PROLOGUE
April 2020
Coney Island
Mermaid Avenue.
Two blocks from where my father grew up, five from where my sister had been run down so many years back. And this Bulgarian witch doctor, her ancient hair covered in an old-world black kerchief, her wrinkled face half-hidden behind a glass shield, stands in a mailroom closet of an abandoned post office, now some kind of makeshift healing facility, and offers me a deal that could keep my COVID-positive elderly parents, and my severely asthmatic thirteen-year-old son off the ever-expanding list of virus mortalities.
No doubt, it’s a savage deal that would make the devil cringe on a good day, and this is about as bad of a day as they come, but what choice do I have?

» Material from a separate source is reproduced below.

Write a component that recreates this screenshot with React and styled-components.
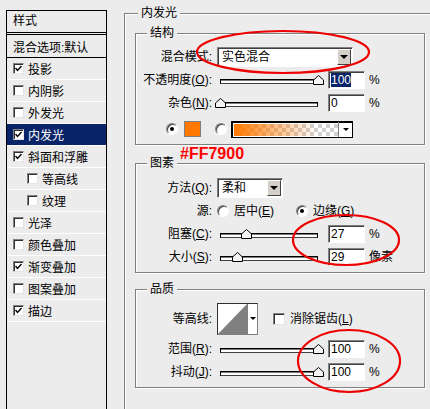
import styled, { createGlobalStyle } from 'styled-components';

const GlobalStyle = createGlobalStyle`
  html, body {
    margin: 0;
    padding: 0;
    background: #ececec;
  }
  body {
    width: 430px;
    height: 409px;
    overflow: hidden;
    font-family: 'Liberation Sans', 'Noto Sans CJK SC', sans-serif;
    font-size: 12px;
    color: #000;
  }
`;

const Dialog = styled.div`
    position: relative;
    display: flex;
    align-items: flex-start;
    width: 430px;
    height: 409px;
    overflow: hidden;
    background: #ececec;
`;

/* ---------- left style list ---------- */

const StyleList = styled.div`
    box-sizing: border-box;
    flex: none;
    margin: 10px 0 0 6px;
    width: 101px;
    height: 420px;
    border: 1px solid #000;
    background: #ececec;
`;

const ListHeader = styled.div`
    height: 21px;
    line-height: 21px;
    padding-left: 6px;
    border-bottom: 3px double #000;
`;

const ListItem = styled.div`
    display: flex;
    align-items: center;
    gap: 4px;
    height: ${(p) => (p.$tall ? 22 : 21)}px;
    padding-left: ${(p) => (p.$indent ? 20 : 6)}px;
    border-bottom: 1px solid ${(p) => (p.$dark ? '#000' : '#fff')};
    background: ${(p) => (p.$selected ? '#0a246a' : 'transparent')};
    color: ${(p) => (p.$selected ? '#fff' : '#000')};
    white-space: nowrap;
`;

const CheckBox = styled.span`
    box-sizing: border-box;
    flex: none;
    display: flex;
    align-items: center;
    justify-content: center;
    width: ${(p) => p.$size || 11}px;
    height: ${(p) => p.$size || 11}px;
    margin-left: ${(p) => p.$ml || 0}px;
    background: #fff;
    border: 1px solid;
    border-color: #808080 #e4e4e4 #e4e4e4 #808080;
    box-shadow: inset 1px 1px 0 #303030;
`;

function Check({ checked, size, ml }) {
    return (
        <CheckBox $size={size} $ml={ml}>
            {checked && (
                <svg width="7" height="7" viewBox="0 0 7 7">
                    <polyline points="0.5,3 2.5,5.5 6.5,1" fill="none" stroke="#000" strokeWidth="1.4" />
                </svg>
            )}
        </CheckBox>
    );
}

const styleItems = [
    { label: '投影', checked: true },
    { label: '内阴影' },
    { label: '外发光' },
    { label: '内发光', checked: true, selected: true },
    { label: '斜面和浮雕', checked: true },
    { label: '等高线', indent: true },
    { label: '纹理', indent: true },
    { label: '光泽' },
    { label: '颜色叠加' },
    { label: '渐变叠加', checked: true },
    { label: '图案叠加' },
    { label: '描边', checked: true },
];

/* ---------- right panel ---------- */

const Main = styled.div`
    box-sizing: border-box;
    position: relative;
    flex: none;
    margin: 13px 0 0 17px;
    width: 320px;
    height: 420px;
    padding: 19px 0 0 10px;
    border-top: 1px solid #808080;
    border-left: 1px solid #808080;
    box-shadow: inset 1px 1px 0 #fff;
`;

const Group = styled.div`
    box-sizing: border-box;
    position: relative;
    display: flex;
    flex-direction: column;
    width: 290px;
    height: ${(p) => p.$h}px;
    margin-top: ${(p) => p.$mt || 0}px;
    padding-top: ${(p) => p.$pt}px;
    border: 1px solid #808080;
    box-shadow: inset 1px 1px 0 #fff, 1px 1px 0 #fff;
`;

const Legend = styled.span`
    position: absolute;
    top: -8px;
    left: ${(p) => p.$left || 11}px;
    padding: 0 3px;
    line-height: 15px;
    background: #ececec;
`;

const Row = styled.div`
    display: flex;
    align-items: center;
    height: ${(p) => p.$h || 23}px;
    margin-top: ${(p) => p.$mt || 0}px;
    padding-left: ${(p) => p.$pl || 0}px;
    white-space: nowrap;
`;

const Label = styled.span`
    flex: none;
    width: 76px;
    margin-right: 5px;
    text-align: right;
    line-height: 16px;
`;

const Select = styled.div`
    box-sizing: border-box;
    flex: none;
    display: flex;
    align-items: center;
    width: ${(p) => p.$w}px;
    height: 20px;
    padding: 0 1px 0 4px;
    background: #fff;
    border: 1px solid;
    border-color: #808080 #fff #fff #808080;
    box-shadow: inset 1px 1px 0 #404040;
`;

const SelectText = styled.span`
    flex: 1;
    line-height: 16px;
`;

const DropButton = styled.span`
    box-sizing: border-box;
    display: flex;
    align-items: center;
    justify-content: center;
    width: 14px;
    height: 16px;
    background: #d4d0c8;
    border: 1px solid;
    border-color: #fff #404040 #404040 #fff;
`;

const Arrow = styled.span`
    width: 0;
    height: 0;
    border-left: 4px solid transparent;
    border-right: 4px solid transparent;
    border-top: 4px solid #000;
`;

const SliderBox = styled.div`
    position: relative;
    flex: none;
    width: 108px;
    height: 16px;
`;

const Track = styled.div`
    box-sizing: border-box;
    position: absolute;
    left: 3px;
    top: 7px;
    width: 98px;
    height: 5px;
    background: #fff;
    border: 1px solid #000;
    border-bottom-color: #404040;
    box-shadow: inset 0 1px 0 #7a7a7a;
`;

const Thumb = styled.svg`
    position: absolute;
    top: 3px;
`;

function Slider({ value }) {
    return (
        <SliderBox>
            <Track />
            <Thumb width="11" height="10" viewBox="0 0 11 10" style={{ left: 3 + value * 98 - 5.5 }}>
                <polygon points="0.5,9.5 0.5,5 5.5,0.5 10.5,5 10.5,9.5" fill="#f4f4f4" stroke="#000" />
            </Thumb>
        </SliderBox>
    );
}

const NumberBox = styled.div`
    box-sizing: border-box;
    flex: none;
    width: 37px;
    height: 18px;
    margin-left: 3px;
    padding-left: 2px;
    background: #fff;
    border: 1px solid;
    border-color: #808080 #fff #fff #808080;
    box-shadow: inset 1px 1px 0 #404040;
    font-family: 'Liberation Sans', sans-serif;
    line-height: 16px;
`;

const Highlight = styled.span`
    background: #0a246a;
    color: #fff;
`;

const Unit = styled.span`
    margin-left: 4px;
    line-height: 16px;
`;

const Radio = styled.span`
    box-sizing: border-box;
    flex: none;
    display: flex;
    align-items: center;
    justify-content: center;
    width: 12px;
    height: 12px;
    margin-left: ${(p) => p.$ml || 0}px;
    border-radius: 50%;
    background: #fff;
    border: 1px solid;
    border-color: #808080 #fff #fff #808080;
    box-shadow: inset 1px 1px 0 #404040;
    &::after {
        content: '';
        width: 4px;
        height: 4px;
        border-radius: 50%;
        background: ${(p) => (p.$on ? '#000' : 'transparent')};
    }
`;

const RadioText = styled.span`
    margin-left: ${(p) => p.$gap || 5}px;
    line-height: 16px;
`;

const Swatch = styled.span`
    box-sizing: border-box;
    flex: none;
    width: 17px;
    height: 16px;
    margin: 0 14px 0 6px;
    background: #ff7900;
    border: 1px solid #808080;
`;

const GradientPicker = styled.div`
    box-sizing: border-box;
    flex: none;
    display: flex;
    width: 122px;
    height: 17px;
    margin-left: 4px;
    border: 1px solid #000;
    box-shadow: inset 1px 1px 0 #000;
    background: #fff;
`;

const GradientFill = styled.span`
    flex: 1;
    margin: 2px 0 1px 2px;
    background:
        linear-gradient(to right, #ff7900, rgba(255, 121, 0, 0.55) 35%, rgba(255, 121, 0, 0) 80%),
        repeating-conic-gradient(#d0d0d0 0 25%, #fff 0 50%) 0 0 / 8px 8px;
`;

const GradientArrow = styled.span`
    display: flex;
    align-items: center;
    justify-content: center;
    width: 13px;
    border-left: 1px solid #808080;
`;

const ContourPicker = styled.div`
    box-sizing: border-box;
    flex: none;
    display: flex;
    width: 41px;
    height: 32px;
    background: #fff;
    border: 1px solid;
    border-color: #303030 #808080 #808080 #303030;
`;

const ContourArrow = styled.span`
    flex: 1;
    display: flex;
    align-items: center;
    justify-content: center;
    border-left: 1px solid #808080;
`;

const SmallArrow = styled(Arrow)`
    border-left-width: 3px;
    border-right-width: 3px;
    border-top-width: 3px;
`;

/* ---------- annotations drawn over the screenshot ---------- */

const Marks = styled.svg`
    position: absolute;
    left: 0;
    top: 0;
    pointer-events: none;
`;

const ColorNote = styled.div`
    position: absolute;
    left: 180px;
    top: 145px;
    font-family: 'Liberation Sans', sans-serif;
    font-size: 16px;
    font-weight: bold;
    line-height: 18px;
    color: #ff0000;
`;

export default function App() {
    return (
        <>
            <GlobalStyle />
            <Dialog>
                <StyleList>
                    <ListHeader>样式</ListHeader>
                    <ListItem $tall $dark>混合选项:默认</ListItem>
                    {styleItems.map((item) => (
                        <ListItem key={item.label} $indent={item.indent} $selected={item.selected}>
                            <Check checked={item.checked} />
                            {item.label}
                        </ListItem>
                    ))}
                </StyleList>

                <Main>
                    <Legend $left={13}>内发光</Legend>

                    <Group $h={112} $pt={12}>
                        <Legend>结构</Legend>
                        <Row $h={22}>
                            <Label>混合模式:</Label>
                            <Select $w={136}>
                                <SelectText>实色混合</SelectText>
                                <DropButton><Arrow /></DropButton>
                            </Select>
                        </Row>
                        <Row>
                            <Label>不透明度(<u>O</u>):</Label>
                            <Slider value={1} />
                            <NumberBox><Highlight>100</Highlight></NumberBox>
                            <Unit>%</Unit>
                        </Row>
                        <Row>
                            <Label>杂色(<u>N</u>):</Label>
                            <Slider value={0} />
                            <NumberBox>0</NumberBox>
                            <Unit>%</Unit>
                        </Row>
                        <Row $h={24} $mt={3} $pl={30}>
                            <Radio $on />
                            <Swatch />
                            <Radio />
                            <GradientPicker>
                                <GradientFill />
                                <GradientArrow><SmallArrow /></GradientArrow>
                            </GradientPicker>
                        </Row>
                    </Group>

                    <Group $h={110} $mt={18} $pt={13}>
                        <Legend>图素</Legend>
                        <Row $h={22}>
                            <Label>方法(<u>Q</u>):</Label>
                            <Select $w={66}>
                                <SelectText>柔和</SelectText>
                                <DropButton><Arrow /></DropButton>
                            </Select>
                        </Row>
                        <Row>
                            <Label>源:</Label>
                            <Radio />
                            <RadioText>居中(<u>E</u>)</RadioText>
                            <Radio $on $ml={22} />
                            <RadioText>边缘(<u>G</u>)</RadioText>
                        </Row>
                        <Row>
                            <Label>阻塞(<u>C</u>):</Label>
                            <Slider value={0.27} />
                            <NumberBox>27</NumberBox>
                            <Unit>%</Unit>
                        </Row>
                        <Row>
                            <Label>大小(<u>S</u>):</Label>
                            <Slider value={0.175} />
                            <NumberBox>29</NumberBox>
                            <Unit>像素</Unit>
                        </Row>
                    </Group>

                    <Group $h={99} $mt={16} $pt={12}>
                        <Legend>品质</Legend>
                        <Row $h={33}>
                            <Label>等高线:</Label>
                            <ContourPicker>
                                <svg width="29" height="30" viewBox="0 0 29 30">
                                    <polygon points="0,30 29,0 29,30" fill="#808080" />
                                </svg>
                                <ContourArrow><SmallArrow /></ContourArrow>
                            </ContourPicker>
                            <Check size={12} ml={15} />
                            <RadioText $gap={5}>消除锯齿(<u>L</u>)</RadioText>
                        </Row>
                        <Row $mt={2}>
                            <Label>范围(<u>R</u>):</Label>
                            <Slider value={1} />
                            <NumberBox>100</NumberBox>
                            <Unit>%</Unit>
                        </Row>
                        <Row>
                            <Label>抖动(<u>J</u>):</Label>
                            <Slider value={1} />
                            <NumberBox>100</NumberBox>
                            <Unit>%</Unit>
                        </Row>
                    </Group>
                </Main>

                <ColorNote>#FF7900</ColorNote>
                <Marks width="430" height="409" viewBox="0 0 430 409">
                    <g fill="none" stroke="#ee0000" strokeWidth="2.2">
                        <ellipse cx="283" cy="52" rx="86" ry="21" />
                        <ellipse cx="346" cy="240" rx="53" ry="25" />
                        <ellipse cx="349" cy="361" rx="51" ry="31" />
                    </g>
                </Marks>
            </Dialog>
        </>
    );
}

I can stand idly watching as the burning virus creeps deeper into my child’s lungs. I can sit passively as our pediatrician shares a detailed explanation of how the disease may well critically destabilize our son’s already compromised respiratory system.
I’m not going to do that.
I have the deepest respect for science and Dr. Fauci, but the scientific community has no great news to share. No exit. No hope. No cure. Just ventilators to die under and daily statistics of new hospitalizations and deaths.
Mermaid Avenue is eerie. Silent. The check cashing store with the fully barred windows next door is closed, as is the triple-locked Our Lady of Solace church across the way. But there is plenty of action going on here behind the curtains of the postal counter windows. Through the curtains, one can make out the large barrels 1 filled with fiery concoctions being mixed in the distance. There’s an urgency in the rising steam, and in the silhouettes of workers rushing this way and that; a dissonant melody of voices calling and responding.
Lelya Dorche and I maintain a good social distance and seal the deal with a mutual nodding, both understanding that if my wife Ivana were not Bulgarian (with lots of contacts back home), I would not have been given the time of day. Not here. “We’re a local operation,” she’d explained earlier in rhyme. “If your zip code’s not 11224, you’re not getting in the door.”
We don’t even live in Brooklyn.
As for my part of the bargain, I’ll need to find a way to breach the unheard of. Lelya Dorche’s demand seems impossible, at least on the surface.
We stand a good ten feet apart, she staring at me skeptically through her face shield, and I giving her my affirmation in the form of a full-on nod. This is life versus death. I will deliver.